Zsolt Kira
Research Scientist II
- Office:
- GTRI Headquarters, room 345B
- Phone:
- (404) 407-8493
- Email:
- zkira [at] gatech [dot] edu
- Website:
- http://www.zsoltkira.com
Biography
Zsolt Kira received his Ph.D. in 2010 from the Georgia Institute of Technology. He is interested in developing perception and machine learning algorithms for robotics, currently focusing on the two important areas described below. He has published multiple first-author publications in the robotics community, received several awards such as the best robotics paper award at AAMAS 2010, and has been invited to speak about his research at venues such as the Cognitive Vision Workshop at IROS 2009 and the 2010 SPIE invited session on Information Fusion and Cognitive Robotics.

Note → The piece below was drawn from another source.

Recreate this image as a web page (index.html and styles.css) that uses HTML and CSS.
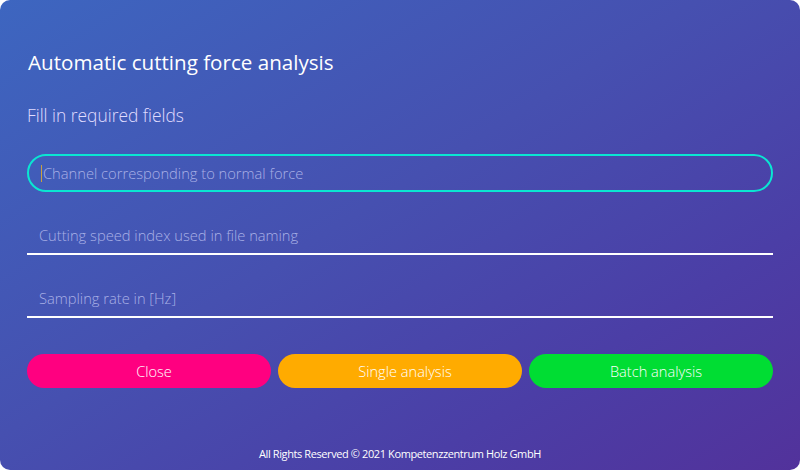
FILE: index.html
```html
<!DOCTYPE html>
<html>
<head>
<meta charset="utf-8">
<link rel="stylesheet" href="styles.css">
</head>
<body>
<div class="window">
  <h1 class="title">Automatic cutting force analysis</h1>
  <p class="subtitle">Fill in required fields</p>
  <form class="form">
    <div class="field field-focused"><span class="caret"></span><span class="ph">Channel corresponding to normal force</span></div>
    <div class="field field-line"><span class="ph">Cutting speed index used in file naming</span></div>
    <div class="field field-line"><span class="ph">Sampling rate in [Hz]</span></div>
    <div class="buttons">
      <button type="button" class="btn btn-close">Close</button>
      <button type="button" class="btn btn-single">Single analysis</button>
      <button type="button" class="btn btn-batch">Batch analysis</button>
    </div>
  </form>
  <div class="footer">All Rights Reserved © 2021 Kompetenzzentrum Holz GmbH</div>
</div>
</body>
</html>
```
FILE: styles.css
```css
html, body {
  margin: 0;
  padding: 0;
  background: #ffffff;
}
.window {
  width: 800px;
  height: 470px;
  box-sizing: border-box;
  border-radius: 10px;
  background: linear-gradient(148deg, #3d66c0 0%, #4650b0 45%, #4b3ea6 75%, #52329b 100%);
  padding: 48px 27px 0 27px;
  display: flex;
  flex-direction: column;
  font-family: "Open Sans", "Noto Sans", sans-serif;
  color: #ffffff;
}
.title {
  margin: 0 0 0 1px;
  font-size: 20.6px;
  font-weight: 400;
  line-height: 28px;
}
.subtitle {
  margin: 28px 0 0 0;
  font-size: 17.4px;
  font-weight: 300;
  line-height: 22px;
  color: #e0dcff;
}
.form {
  margin: 28px 0 0 0;
  display: flex;
  flex-direction: column;
}
.field {
  height: 38px;
  box-sizing: border-box;
  display: flex;
  align-items: center;
  padding-left: 12px;
}
.field-focused {
  border: 2px solid #0ae6d2;
  border-radius: 19px;
  padding-left: 12px;
}
.field-line {
  margin-top: 25px;
  border-bottom: 2px solid #ffffff;
  height: 38px;
  padding-top: 0;
}
.caret {
  width: 1px;
  height: 17px;
  background: #c8a040;
  margin-right: 1px;
}
.ph {
  font-size: 14.7px;
  font-weight: 300;
  color: #a9b0e6;
  line-height: 20px;
}
.buttons {
  margin-top: 36px;
  display: flex;
  gap: 7px;
}
.btn {
  flex: 1;
  height: 34px;
  border: none;
  border-radius: 17px;
  color: #ffffff;
  font-family: "Open Sans", "Noto Sans", sans-serif;
  font-size: 14.6px;
  font-weight: 300;
  padding: 0 0 0 10px;
}
.btn-close { background: #ff0080; }
.btn-single { background: #ffab00; }
.btn-batch { background: #00dd33; }
.footer {
  margin-top: auto;
  margin-bottom: 8px;
  text-align: center;
  font-size: 11px;
  letter-spacing: -0.4px;
  color: #ffffff;
  line-height: 16px;
}
```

He is a member of ACM, IEEE, and IEEE Robotics and Automation Society.
Research Interests
Human-Robot Interaction: As robots become increasingly common, they will have to interact with humans in everyday environments. There overall question I am interested in is: How can robots perceive the outcome of such interactions with humans? Towards this end, I am interested in perception algorithms capable of accurately detecting social cues (e.g. facial expressions, body language) of the person that the robot is interacting with to estimate the person’s outcome from that interaction, i.e. whether it was a positive experience or not. I am also interested in how human operators can use these same natural gestures to control many robots at once, especially when the multi-robot system is a distributed swarm.
Robot-Robot Interaction: I am interested in how heterogeneous robots with different modalities can coordinate, communicate, and share knowledge. My dissertation made progress in showing how robots can teach each other, allowing the use of one robot's experiences to speed up learning on another robot (transfer learning). This work showed the applicability of information theoretic metrics to allow robots that differ perceptually to build models of their similarities and differences to facilitate such knowledge sharing. I plan to continue this line of research and explore information theory and statistical methods to allow the fusion of knowledge from multiple robots and modalities.